The Tatts board told shareholders that it had assessed the revised $4.21 per share bid from Pacific Consortium and decided it would not proceed with the deal.
"Tatts board has determined that the revised indicative proposal is not a superior proposal and cannot reasonably be expected to result in a superior proposal when compared to the proposed Tabcorp merger," the company says in a statement to the ASX.
"In these circumstances, Tatts is unable to provide due diligence or engage with the Pacific Consortium.
"Accordingly, Tatts Board continues to believe that the proposed Tabcorp merger is in the best interests of Tatts shareholders and unanimously recommends the proposed Tabcorp merger."

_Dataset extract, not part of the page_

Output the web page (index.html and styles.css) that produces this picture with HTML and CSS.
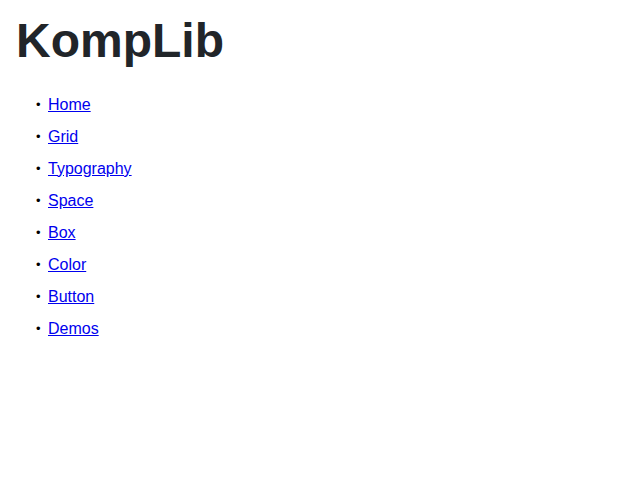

Analysts had suggested the Tatts board would grant access to its books especially as Perpetual, which owns an 8 per cent stake in Tatts, indicated they thought the revised bid was good enough to allow due diligence.
The Tatts board made up its mind after taking advice from its legal and financial advisers. The board says its decision was largely based on the fact that the revised offer of $4.21 per share was well below the current market value of $4.47 at the close of trading on April 27.
The Pacific Consortium which includes Kohlberg Kravis Roberts, Morgan Stanley and Macquarie Group last week offered a $7.2 billion cash offer for Tatts after a previous bid had been rejected by the Tatts board in December.
Pacific Consortium will now need to resubmit a superior bid to the Tatts board but will have to move quickly as the proposed Tabcorp merger will be decided by the competition watchdog in May.
The proposed $11 billion merger between Tabcorp and Tatts will be heard in hearings at the Australian Competition Tribunal in May with a decision expected by June.